● SHORT PROBLEM
Give the listing again character for character, but drop the images.

--- BEGIN ---

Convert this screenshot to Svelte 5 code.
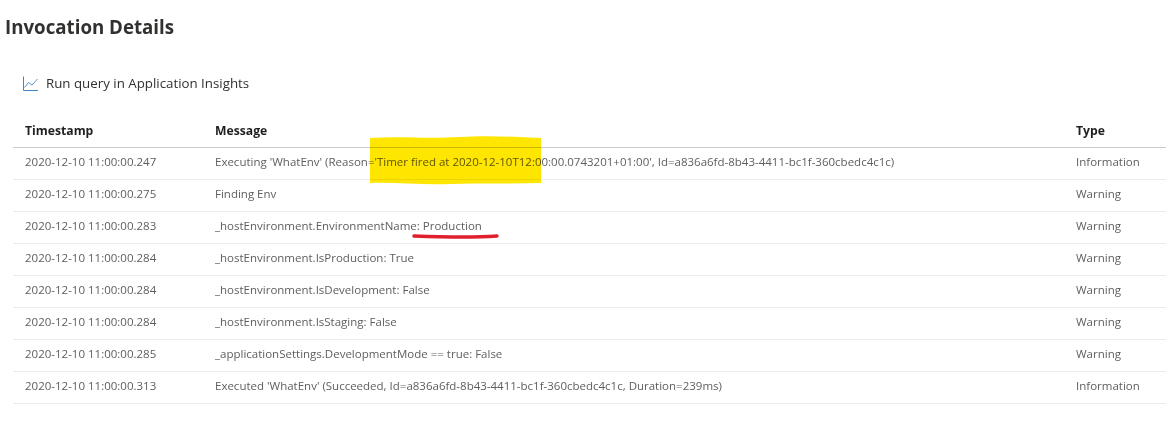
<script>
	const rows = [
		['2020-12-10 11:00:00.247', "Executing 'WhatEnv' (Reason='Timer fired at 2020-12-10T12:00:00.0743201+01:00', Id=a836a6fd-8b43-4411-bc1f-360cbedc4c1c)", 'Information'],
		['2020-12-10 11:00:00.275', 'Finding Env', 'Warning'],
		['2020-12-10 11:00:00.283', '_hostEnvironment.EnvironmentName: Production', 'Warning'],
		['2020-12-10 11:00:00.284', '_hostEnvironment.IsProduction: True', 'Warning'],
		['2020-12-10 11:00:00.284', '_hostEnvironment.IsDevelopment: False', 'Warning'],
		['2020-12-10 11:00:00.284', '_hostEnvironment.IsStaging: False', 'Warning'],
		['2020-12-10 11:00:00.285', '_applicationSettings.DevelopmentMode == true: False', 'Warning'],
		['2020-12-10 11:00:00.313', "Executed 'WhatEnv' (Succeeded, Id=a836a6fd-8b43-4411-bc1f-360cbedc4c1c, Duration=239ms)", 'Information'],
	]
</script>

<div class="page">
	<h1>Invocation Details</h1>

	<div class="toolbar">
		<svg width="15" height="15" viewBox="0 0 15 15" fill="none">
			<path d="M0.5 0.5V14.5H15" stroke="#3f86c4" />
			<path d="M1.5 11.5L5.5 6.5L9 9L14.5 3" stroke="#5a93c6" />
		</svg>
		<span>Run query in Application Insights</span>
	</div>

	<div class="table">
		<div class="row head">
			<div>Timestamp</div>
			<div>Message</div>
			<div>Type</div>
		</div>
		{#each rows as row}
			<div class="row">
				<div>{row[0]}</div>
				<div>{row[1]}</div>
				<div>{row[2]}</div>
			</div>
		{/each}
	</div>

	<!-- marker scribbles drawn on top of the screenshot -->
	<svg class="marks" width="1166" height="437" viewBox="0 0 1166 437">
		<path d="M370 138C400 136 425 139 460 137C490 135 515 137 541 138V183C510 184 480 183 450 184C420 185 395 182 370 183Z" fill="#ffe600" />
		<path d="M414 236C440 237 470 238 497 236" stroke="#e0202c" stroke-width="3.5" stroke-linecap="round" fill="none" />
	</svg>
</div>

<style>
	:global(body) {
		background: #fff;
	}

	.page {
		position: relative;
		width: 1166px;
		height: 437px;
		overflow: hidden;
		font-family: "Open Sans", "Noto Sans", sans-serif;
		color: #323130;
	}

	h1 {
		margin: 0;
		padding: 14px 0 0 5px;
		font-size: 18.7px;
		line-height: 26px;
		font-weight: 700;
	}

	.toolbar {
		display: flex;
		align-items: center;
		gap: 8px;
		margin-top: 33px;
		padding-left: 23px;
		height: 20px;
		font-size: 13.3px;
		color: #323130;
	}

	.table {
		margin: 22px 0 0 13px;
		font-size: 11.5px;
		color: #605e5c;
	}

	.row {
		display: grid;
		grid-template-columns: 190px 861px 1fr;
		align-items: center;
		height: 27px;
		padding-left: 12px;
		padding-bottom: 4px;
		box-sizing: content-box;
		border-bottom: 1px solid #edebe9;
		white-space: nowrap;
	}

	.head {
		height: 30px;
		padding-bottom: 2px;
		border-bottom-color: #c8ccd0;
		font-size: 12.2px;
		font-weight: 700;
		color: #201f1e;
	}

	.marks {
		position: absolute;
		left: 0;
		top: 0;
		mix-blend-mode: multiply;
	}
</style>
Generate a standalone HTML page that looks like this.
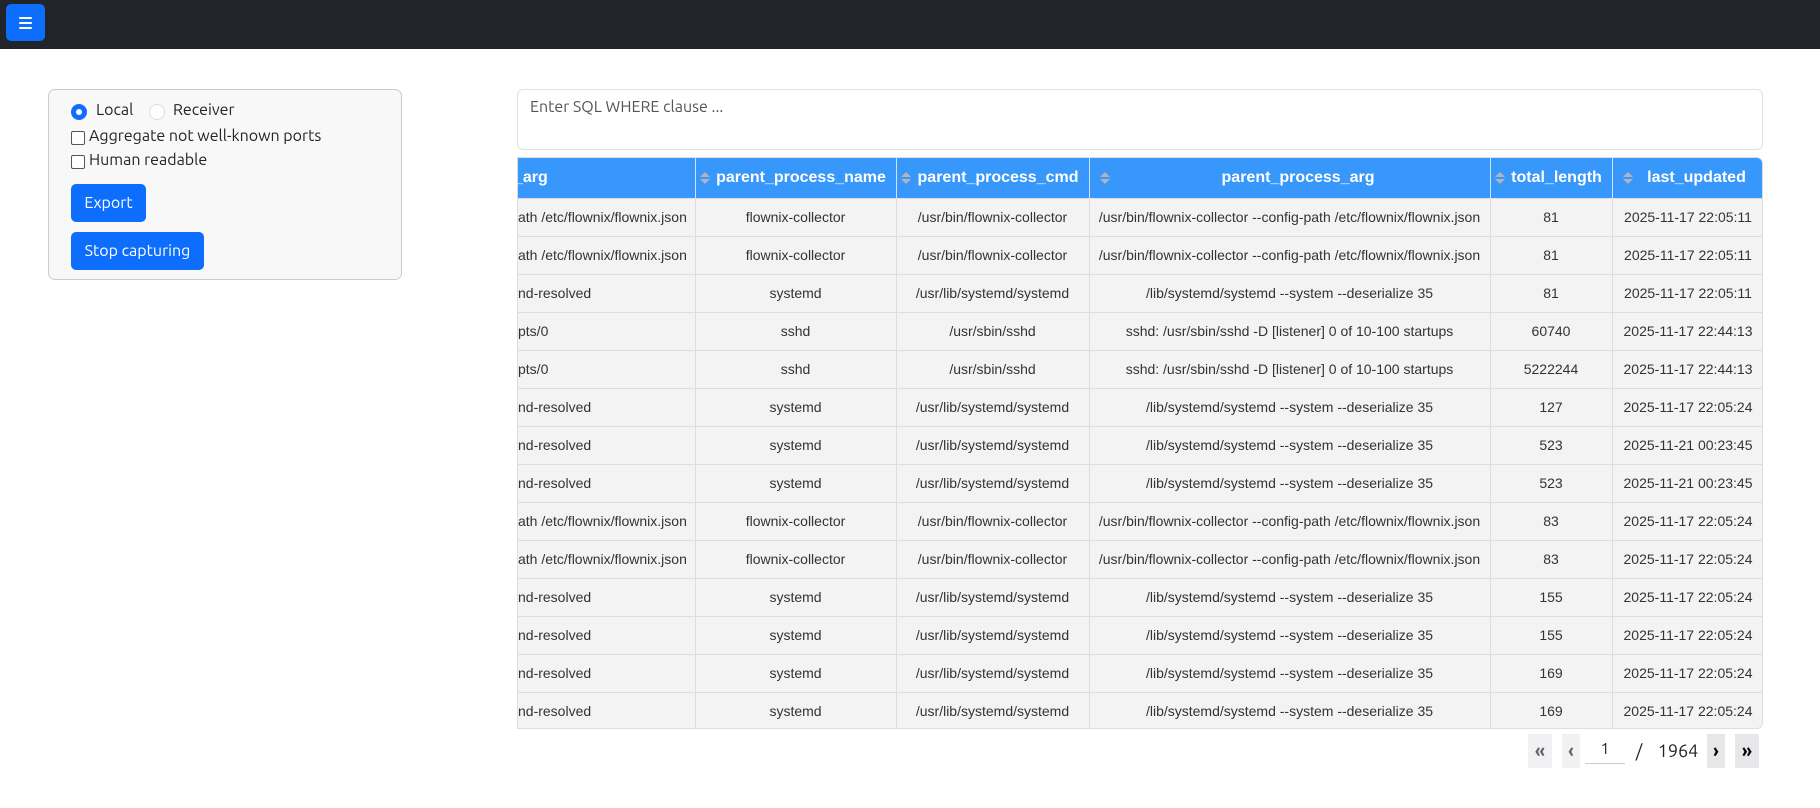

--- END ---

● WRITTEN ANSWER
Convert this screenshot to Svelte 5 code.
<script>
	const rows = [
		['2020-12-10 11:00:00.247', "Executing 'WhatEnv' (Reason='Timer fired at 2020-12-10T12:00:00.0743201+01:00', Id=a836a6fd-8b43-4411-bc1f-360cbedc4c1c)", 'Information'],
		['2020-12-10 11:00:00.275', 'Finding Env', 'Warning'],
		['2020-12-10 11:00:00.283', '_hostEnvironment.EnvironmentName: Production', 'Warning'],
		['2020-12-10 11:00:00.284', '_hostEnvironment.IsProduction: True', 'Warning'],
		['2020-12-10 11:00:00.284', '_hostEnvironment.IsDevelopment: False', 'Warning'],
		['2020-12-10 11:00:00.284', '_hostEnvironment.IsStaging: False', 'Warning'],
		['2020-12-10 11:00:00.285', '_applicationSettings.DevelopmentMode == true: False', 'Warning'],
		['2020-12-10 11:00:00.313', "Executed 'WhatEnv' (Succeeded, Id=a836a6fd-8b43-4411-bc1f-360cbedc4c1c, Duration=239ms)", 'Information'],
	]
</script>

<div class="page">
	<h1>Invocation Details</h1>

	<div class="toolbar">
		<svg width="15" height="15" viewBox="0 0 15 15" fill="none">
			<path d="M0.5 0.5V14.5H15" stroke="#3f86c4" />
			<path d="M1.5 11.5L5.5 6.5L9 9L14.5 3" stroke="#5a93c6" />
		</svg>
		<span>Run query in Application Insights</span>
	</div>

	<div class="table">
		<div class="row head">
			<div>Timestamp</div>
			<div>Message</div>
			<div>Type</div>
		</div>
		{#each rows as row}
			<div class="row">
				<div>{row[0]}</div>
				<div>{row[1]}</div>
				<div>{row[2]}</div>
			</div>
		{/each}
	</div>

	<!-- marker scribbles drawn on top of the screenshot -->
	<svg class="marks" width="1166" height="437" viewBox="0 0 1166 437">
		<path d="M370 138C400 136 425 139 460 137C490 135 515 137 541 138V183C510 184 480 183 450 184C420 185 395 182 370 183Z" fill="#ffe600" />
		<path d="M414 236C440 237 470 238 497 236" stroke="#e0202c" stroke-width="3.5" stroke-linecap="round" fill="none" />
	</svg>
</div>

<style>
	:global(body) {
		background: #fff;
	}

	.page {
		position: relative;
		width: 1166px;
		height: 437px;
		overflow: hidden;
		font-family: "Open Sans", "Noto Sans", sans-serif;
		color: #323130;
	}

	h1 {
		margin: 0;
		padding: 14px 0 0 5px;
		font-size: 18.7px;
		line-height: 26px;
		font-weight: 700;
	}

	.toolbar {
		display: flex;
		align-items: center;
		gap: 8px;
		margin-top: 33px;
		padding-left: 23px;
		height: 20px;
		font-size: 13.3px;
		color: #323130;
	}

	.table {
		margin: 22px 0 0 13px;
		font-size: 11.5px;
		color: #605e5c;
	}

	.row {
		display: grid;
		grid-template-columns: 190px 861px 1fr;
		align-items: center;
		height: 27px;
		padding-left: 12px;
		padding-bottom: 4px;
		box-sizing: content-box;
		border-bottom: 1px solid #edebe9;
		white-space: nowrap;
	}

	.head {
		height: 30px;
		padding-bottom: 2px;
		border-bottom-color: #c8ccd0;
		font-size: 12.2px;
		font-weight: 700;
		color: #201f1e;
	}

	.marks {
		position: absolute;
		left: 0;
		top: 0;
		mix-blend-mode: multiply;
	}
</style>
Generate a standalone HTML page that looks like this.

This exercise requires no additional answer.